Bilinmeli, hiç unutulmamalı ve hatta vicdan azabı çekilmelidir ki; Ege Denizi’nde derme çatma teknelerde boğulan, Avrupa’ya ulaşma yollarında TIR kasalarında nefessiz kalarak ölen ve çarçabuk “kaçak göçmen” damgası vurulan insanların önemli bir kısmı bu “açık hava hapishanesi” kentlerin ve genel anlamda Türkiye’deki sığınma prosedürünün koşullarına dayanamayan sığınmacılar ve hatta statü kararı almış mültecilerdir. Bu aşamada AB Türkiye Delegasyonu’nun finansal destek verdiği ve Mültecilerle Dayanışma Derneği’nin ana yüklenicisi durumunda olduğu “Mülteci haklarının kullanılması için sivil hareket, CARE” projesi kapsamında 8 ilde (Isparta, Ağrı, Hatay, İzmir, Edirne, Mardin, Tokat, Denizli) geçtiğimiz aylarda organize ettiği çalışmalar, bu durumun görülmesinde çok önemli bir işlev üstlenmiştir. Bunun dışında yine Mülteci-Der’in Uşak’ta ve MHK olarak Batman’da düzenlenen saha çalışmaları ve buna bağlı organize edilen çalıştaylar çok faydalı geçmiştir. BMMYK Türkiye Temsilciliği’nin de aynı amaçla birçok şehirde toplantılar düzenlediği bilinmektedir. Bu şehirlerde çoğunlukla kamu içinde ve sivil toplum nezdinde bir iletişim ağının bulunmadığı, bir kurumun yapıp-ettiklerinden bir başka kurumun haberdar dahi olmadığı görülmüştür. Meslek odaları, yerel idare ve üniversitelerin de bu iletişim ve işbirliği alanından uzakta olduğunu tahmin etmek zor değildir. Çoğu kurumlar anılan çalıştaylar ile şehirdeki sığınmacıların sorunlarından haberdar olmuşlar, zannettiklerinin aksine “onlarla” kimsenin doğrudan ilgilenmediğini ve basın ve sosyal medyada speküle edildiği gibi paralar dağıtmadığını anlamışlardır.

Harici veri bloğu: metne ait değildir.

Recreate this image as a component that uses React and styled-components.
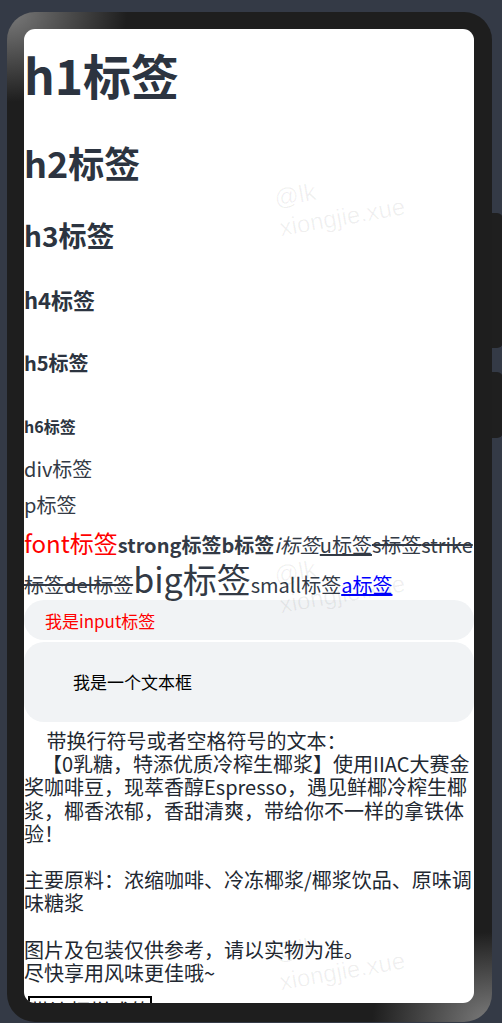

Çok büyük ümitlerle hazırlığında müdahil ve etkili olmaya çalıştığımız Yabancılar ve Uluslararası Koruma Kanunu (YUKK) 11.04.2013 tarihinde Resmî Gazete’de yayımlanmakla 6458 sayılı yasa olarak yürürlüğe girmiştir. Yasanın çıkması ile teşkilatlanmaya başlayan Göç İdaresi Genel Müdürlüğü (GİGM), Nisan 2014 tarihinden itibaren bu alanda Türkiye’de en önemli politika oluşturma ve uygulamayı yönetme mercii olarak yetkili ve sorumlu olacaktır. GİGM’nün bundan sonra uydu şehirlerdeki farklı kamu ve farklı sivil toplum elinde farklı seviyelerde gelişmiş uygulamaya bir son vererek tüm Türkiye çapında birbirine en azından yakın bir uygulama standardını sağlayacağı öngörülmektedir. Ancak bu tarihe kadar kentlerimizdeki kamu, yerel idare ve sivil toplum arasındaki geliştirilmesini beklediğimiz koordinasyon ve yönetişim şüphesiz bu alanda ülkenin geleceğine ışık ve vizyon verecektir. Zira, kentlerimizdeki mültecilerin kendileriyle birlikte kente taşıdıkları birikimin kente zenginlik kazandırması bu alanda yapılacak koordinasyon ile mümkün olabilecektir. Bu birikime sırtını dönen kent ise aslında bu zengin nicelik ve niteliği sadece suç örgütlerine terk etmiş olacaktır. Bu nedenle şimdi çok önemli bir sürecin başlangıç aşamasındayız. Bu fırsatı insanlık onuru adına dayanışma ve kentimiz için çok iyi bir şekilde değerlendirmemiz gerekmektedir.